A Cabinet of Wonder: Museum for the Soul

IMG_0136.jpg

Cabinets of Wonder, Cabinets of Curiosity, Wunderkammer, and Chambers of Art were sort of the first museums and often served their owners as a place for retreat and reflection, which is how I use my section of the Den where I do my writing and have my own cabinet.

They’ve been around in one form or the other (as whole rooms, warehouses, or in a piece of furniture) since about the 16th century. Click on this Wikipedia link (http://en.wikipedia.org/wiki/Cabinet_of_curiosities ) and you can scroll through a number of different Cabinets and read a little background on the subject.

I also include this link to the Idols of the Cave that as it says in its introduction is, “a site devoted to the experience of Wonder, cultivated according to Renaissance rite and custom.” http://idolsofthecave.com/about-this-site/

IMG_0138.jpg

Over the years I’ve collected objects that move my imagination in some way and have placed many of them on display that I frequently just gaze at and let whatever thoughts, memories, or feelings surface as a result. They also seem to serve as food for the soul and help me enter into the imaginal realm. To that end I have collected poems and quotes that inspire and transport me into this realm as well.

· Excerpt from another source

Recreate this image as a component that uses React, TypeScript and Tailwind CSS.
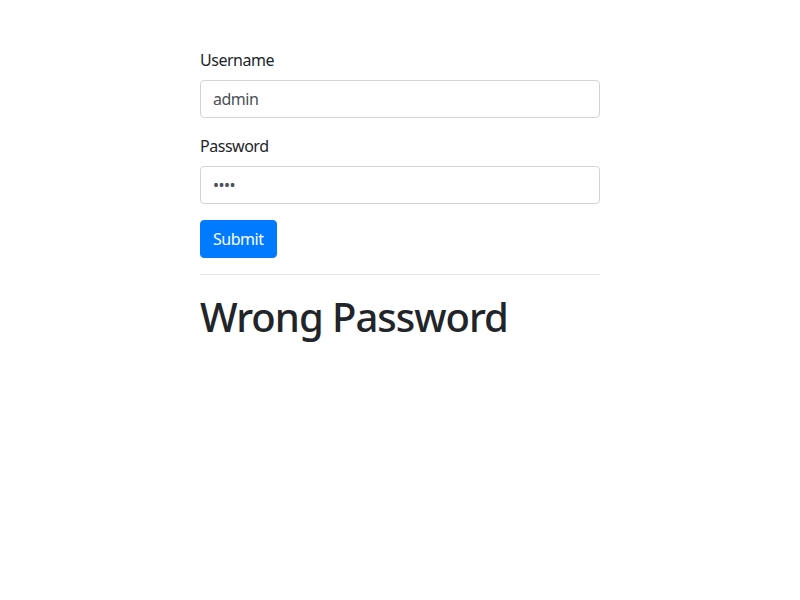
import React from 'react';

export default function App() {
  return (
    <div className="min-h-screen bg-white text-[#212529] tracking-[-0.03em]" style={{ fontFamily: '"Noto Sans", "Open Sans", sans-serif' }}>
      <div className="w-[400px] mx-auto pt-12">
        <form onSubmit={e => e.preventDefault()}>
          <div className="mb-4">
            <label className="block mb-2 text-base leading-6">Username</label>
            <input
              type="text"
              defaultValue="admin"
              className="block w-full h-[38px] px-3 py-1.5 text-base leading-6 tracking-[-0.03em] text-[#495057] bg-white border border-[#ced4da] rounded outline-none"
            />
          </div>
          <div className="mb-4">
            <label className="block mb-2 text-base leading-6">Password</label>
            <input
              type="password"
              defaultValue="1234"
              className="block w-full h-[38px] px-3 py-1.5 text-base leading-6 text-[#495057] bg-white border border-[#ced4da] rounded outline-none"
            />
          </div>
          <button type="submit" className="h-[38px] px-3 py-1.5 text-base leading-6 tracking-[-0.03em] text-white bg-[#007bff] border border-[#007bff] rounded">
            Submit
          </button>
        </form>
        <hr className="mt-4 mb-4 border-0 border-t border-[rgba(0,0,0,0.1)]" />
        <h1 className="text-[40px] leading-[1.2] font-medium tracking-[-0.025em] pt-0.5">Wrong Password</h1>
      </div>
    </div>
  );
}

The cabinet includes such items as Bismuth (the modern Philosophers Stone), Merlinite, Galena, Aragonite, Lapis, Amethyst, Ruby, Hematite, and translucent slices of agate. Fossils of Ammonites, trilobites, and orthoceras share the dishes of a brass apothecary scale with old compasses, sundials, antique pocket watches and a bronze hourglass crowding the corners.

IMG_0133.jpg

There’s a Theodolite surveyors instrument, an 1890s microscope, an armillary and orrerary (planetary models), a brass scale and assorted dragons including a bat skeleton that I’ve relabeled as “Draco Infantia (Latin for ‘baby dragon’). North American butterflies, dragonflies. Bats, a flying Dragon Lizard, and shells from the deepest regions of the ocean adorn the walls while some vintage laboratory glassware sits on a bookcase full of old books and artifacts that have caught my imagination over the years. A taxidermist’s black crow stands watch over a sculpture of old magnifying glasses that serves to remind me that it is the realm of the hardly noticed that can open a whole new world if one were to look more closely at life.

IMG_0142.jpg

I believe that anything that opens a link between our soul and us is worth exploring and experimenting with and our own expression of that can be immensely fulfilling.

Books that I’ve collected include the research of alchemists, psychotherapists, shaman, mystics, artists, poets, mythologists, physicists, theologians, fantasists, and holy books, collected dreams, and journals also share the crowded space along the wall and stacked upon the floor all representing a lifetime of interests.